I looked all over for clues, and couldn’t find any. I asked myself if there was any pattern to those rows in which we did have a sixth column, versus those that only had five. After quite a lot of examining, playing, and thinking, I finally understood that there were six columns wherever there was a total eclipse (i.e., the moon completely covered the sun), and there were five columns wherever it was less than total.
But that still didn’t exactly explain what to do with the sixth column.
Finally, after some more thought and comparing notes on eclipse-related sites, I understood:
- In places without a total eclipse, NASA’s official description of five columns was correct.
- In places with a total eclipse, though, the columns marked 0.01%, 50%, start of totality, end of totality, 50%, and 0.01%.
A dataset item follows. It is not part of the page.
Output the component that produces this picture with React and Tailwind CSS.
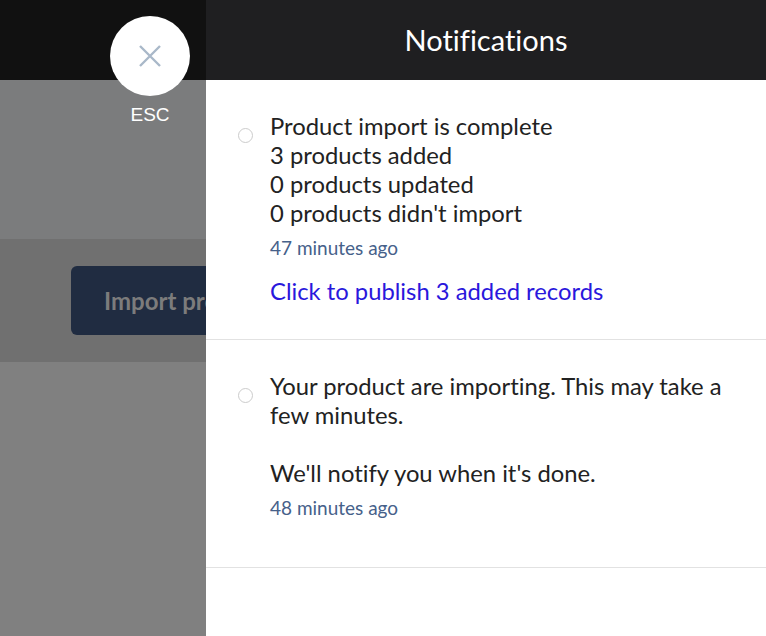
import React from "react";

const Dot = () => (
  <span className="mt-[16px] h-[15px] w-[15px] shrink-0 rounded-full border-[1.5px] border-[#cccccc] bg-white" />
);

const App = () => {
  return (
    <div className="relative flex h-[636px] w-[766px] overflow-hidden font-['Lato',sans-serif] [font-variant-ligatures:none]">
      <div className="flex w-[206px] shrink-0 flex-col bg-[#808080]">
        <div className="h-[80px] bg-[#111111]" />
        <div className="h-[159px] bg-[#7b7c7d]" />
        <div className="flex h-[123px] items-center overflow-hidden bg-[#707070] pl-[71px]">
          <div className="flex h-[69px] w-[300px] shrink-0 items-center rounded-[6px] bg-[#202c41] pl-[33px] text-[24px] font-bold whitespace-nowrap text-[#7c7c7c]">
            Import products
          </div>
        </div>
      </div>

      <div className="flex-1 bg-white">
        <div className="flex h-[80px] items-center justify-center bg-[#1f1f21] text-[29px] text-white">
          Notifications
        </div>

        <div className="flex h-[260px] gap-[17px] border-b border-[#e2e2e2] pt-[32px] pl-[32px]">
          <Dot />
          <div>
            <div className="text-[23.8px] leading-[29px] text-[#222222]">
              <div>Product import is complete</div>
              <div>3 products added</div>
              <div>0 products updated</div>
              <div>0 products didn't import</div>
            </div>
            <div className="mt-[8px] text-[19px] leading-[24px] text-[#46618a]">47 minutes ago</div>
            <div className="mt-[17px] text-[23.8px] leading-[29px] text-[#2a17dc]">Click to publish 3 added records</div>
          </div>
        </div>

        <div className="flex h-[228px] gap-[17px] border-b border-[#e2e2e2] pt-[32px] pl-[32px]">
          <Dot />
          <div className="w-[470px]">
            <div className="text-[23.8px] leading-[29px] text-[#222222]">
              <div>Your product are importing. This may take a few minutes.</div>
              <div className="mt-[29px]">We'll notify you when it's done.</div>
            </div>
            <div className="mt-[8px] text-[19px] leading-[24px] text-[#46618a]">48 minutes ago</div>
          </div>
        </div>
      </div>

      <div className="absolute top-[16px] left-[110px] flex w-[80px] flex-col items-center">
        <div className="flex h-[80px] w-[80px] items-center justify-center rounded-full bg-white">
          <svg width="24" height="24" viewBox="0 0 24 24" fill="none" stroke="#a9b8c9" strokeWidth="2.4">
            <path d="M2 2 L22 22 M22 2 L2 22" />
          </svg>
        </div>
        <div className="mt-[8px] font-['Liberation_Sans',sans-serif] text-[19px] leading-[22px] text-white">ESC</div>
      </div>
    </div>
  );
};

export default App;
In other words, wherever there was a total eclipse, we’ll have six columns. And columns 2 and 3 will tell us when the totality started and ended.
This means that column 3 might indicate the end of totality. And it might indicate the time at which we reach 50% as the eclipse ends.
In other words, we can’t even label these columns, because they mean different things in different rows. Which … isn’t really a great way to structure the data, in my opinion.
To be honest, it’s possible that my interpretation here is wrong — although based on everything else I’ve seen and researched, and particularly the plots that I did in questions 6 and 7, I’m convinced that I’m right.
A misleading data dictionary, and poorly structured data, can combine to create quite a bit of frustration.